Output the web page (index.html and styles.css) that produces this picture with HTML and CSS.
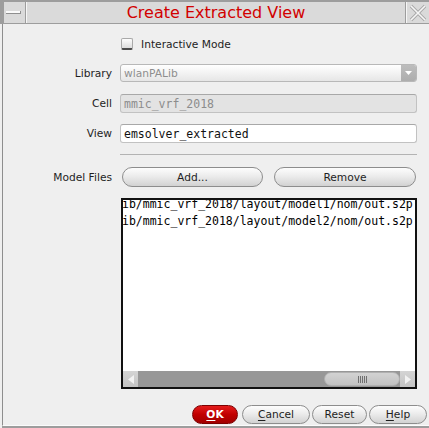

...

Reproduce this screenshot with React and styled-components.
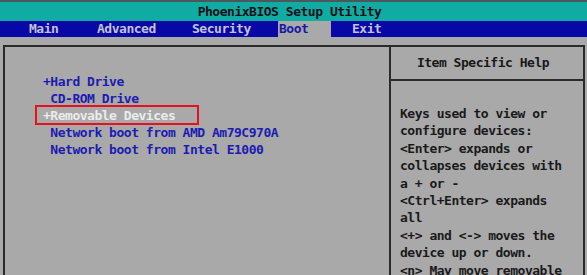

--

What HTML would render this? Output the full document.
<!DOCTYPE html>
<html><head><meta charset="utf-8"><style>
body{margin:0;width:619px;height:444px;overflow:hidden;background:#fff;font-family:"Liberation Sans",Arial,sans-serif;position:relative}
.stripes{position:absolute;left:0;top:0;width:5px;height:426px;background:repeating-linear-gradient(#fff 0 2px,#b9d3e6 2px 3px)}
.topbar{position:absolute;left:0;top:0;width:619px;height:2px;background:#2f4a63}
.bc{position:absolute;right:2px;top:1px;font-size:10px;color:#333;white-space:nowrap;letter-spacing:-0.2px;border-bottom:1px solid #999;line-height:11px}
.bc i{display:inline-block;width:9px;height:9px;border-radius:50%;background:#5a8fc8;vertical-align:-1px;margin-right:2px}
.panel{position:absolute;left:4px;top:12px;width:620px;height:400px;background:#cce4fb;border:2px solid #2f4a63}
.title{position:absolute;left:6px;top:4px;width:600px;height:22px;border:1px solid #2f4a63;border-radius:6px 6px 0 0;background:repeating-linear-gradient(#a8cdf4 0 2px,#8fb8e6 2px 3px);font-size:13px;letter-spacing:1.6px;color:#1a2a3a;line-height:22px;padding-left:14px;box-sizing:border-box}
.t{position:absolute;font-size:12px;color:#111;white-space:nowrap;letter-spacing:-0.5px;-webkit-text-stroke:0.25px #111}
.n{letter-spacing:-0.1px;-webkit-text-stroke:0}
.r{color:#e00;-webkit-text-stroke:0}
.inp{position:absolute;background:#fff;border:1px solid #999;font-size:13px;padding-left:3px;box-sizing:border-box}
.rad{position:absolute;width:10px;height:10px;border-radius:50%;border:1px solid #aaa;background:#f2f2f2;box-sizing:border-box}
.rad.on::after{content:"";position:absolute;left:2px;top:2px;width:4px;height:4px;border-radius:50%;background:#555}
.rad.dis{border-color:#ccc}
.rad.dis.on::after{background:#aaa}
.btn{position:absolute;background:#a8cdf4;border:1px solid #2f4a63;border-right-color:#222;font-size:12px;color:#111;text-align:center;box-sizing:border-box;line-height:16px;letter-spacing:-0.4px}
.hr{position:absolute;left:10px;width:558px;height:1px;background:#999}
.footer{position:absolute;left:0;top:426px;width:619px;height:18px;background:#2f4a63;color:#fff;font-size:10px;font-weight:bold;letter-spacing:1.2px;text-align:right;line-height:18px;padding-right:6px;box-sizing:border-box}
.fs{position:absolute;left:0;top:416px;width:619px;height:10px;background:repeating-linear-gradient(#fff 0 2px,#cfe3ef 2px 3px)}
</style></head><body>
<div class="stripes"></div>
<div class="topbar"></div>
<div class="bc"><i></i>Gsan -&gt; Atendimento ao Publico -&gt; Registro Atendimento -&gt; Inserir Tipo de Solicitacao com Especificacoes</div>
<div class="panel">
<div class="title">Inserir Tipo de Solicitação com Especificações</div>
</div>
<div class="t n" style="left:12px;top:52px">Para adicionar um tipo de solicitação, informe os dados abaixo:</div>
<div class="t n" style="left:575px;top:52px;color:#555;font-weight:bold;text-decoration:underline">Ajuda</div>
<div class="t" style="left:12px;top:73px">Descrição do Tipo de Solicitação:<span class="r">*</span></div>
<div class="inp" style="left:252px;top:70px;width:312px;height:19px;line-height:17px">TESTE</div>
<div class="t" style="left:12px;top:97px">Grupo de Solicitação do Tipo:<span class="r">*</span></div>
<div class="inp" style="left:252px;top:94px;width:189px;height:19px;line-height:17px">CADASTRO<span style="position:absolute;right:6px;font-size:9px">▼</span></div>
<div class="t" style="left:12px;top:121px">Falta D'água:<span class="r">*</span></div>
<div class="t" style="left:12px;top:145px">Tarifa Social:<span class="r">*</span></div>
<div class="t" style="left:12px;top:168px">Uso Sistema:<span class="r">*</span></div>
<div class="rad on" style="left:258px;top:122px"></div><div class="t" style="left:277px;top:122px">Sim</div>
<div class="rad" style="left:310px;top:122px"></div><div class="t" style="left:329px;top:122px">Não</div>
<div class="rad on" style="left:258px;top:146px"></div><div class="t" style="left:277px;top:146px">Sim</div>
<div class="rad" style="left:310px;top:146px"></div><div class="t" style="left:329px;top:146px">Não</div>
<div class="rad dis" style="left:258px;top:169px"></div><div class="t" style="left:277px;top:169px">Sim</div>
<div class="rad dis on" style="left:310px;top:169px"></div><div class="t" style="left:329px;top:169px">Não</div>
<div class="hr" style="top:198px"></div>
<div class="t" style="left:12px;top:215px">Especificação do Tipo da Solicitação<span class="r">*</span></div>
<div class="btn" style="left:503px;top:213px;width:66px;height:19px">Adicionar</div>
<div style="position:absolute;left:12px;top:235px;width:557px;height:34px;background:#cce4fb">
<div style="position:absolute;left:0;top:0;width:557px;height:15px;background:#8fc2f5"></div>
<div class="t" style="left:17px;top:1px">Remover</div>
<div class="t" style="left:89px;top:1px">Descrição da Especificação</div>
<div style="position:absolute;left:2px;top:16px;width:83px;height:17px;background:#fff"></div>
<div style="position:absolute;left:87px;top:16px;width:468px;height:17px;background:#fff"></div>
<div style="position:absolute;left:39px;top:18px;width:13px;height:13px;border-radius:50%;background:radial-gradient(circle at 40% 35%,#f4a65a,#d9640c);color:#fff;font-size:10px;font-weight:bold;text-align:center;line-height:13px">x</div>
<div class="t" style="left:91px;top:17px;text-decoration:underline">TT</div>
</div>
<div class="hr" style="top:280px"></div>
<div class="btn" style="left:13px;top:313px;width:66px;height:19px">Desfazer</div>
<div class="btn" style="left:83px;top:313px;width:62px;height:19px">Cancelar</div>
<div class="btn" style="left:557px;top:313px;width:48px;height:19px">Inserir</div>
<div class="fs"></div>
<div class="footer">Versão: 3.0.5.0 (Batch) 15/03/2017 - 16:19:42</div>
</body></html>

** EXERCISE DETAILS **
Copy all lines from the material that include "this".

** CORRECT ANSWER **
Output the web page (index.html and styles.css) that produces this picture with HTML and CSS.
Reproduce this screenshot with React and styled-components.
What HTML would render this? Output the full document.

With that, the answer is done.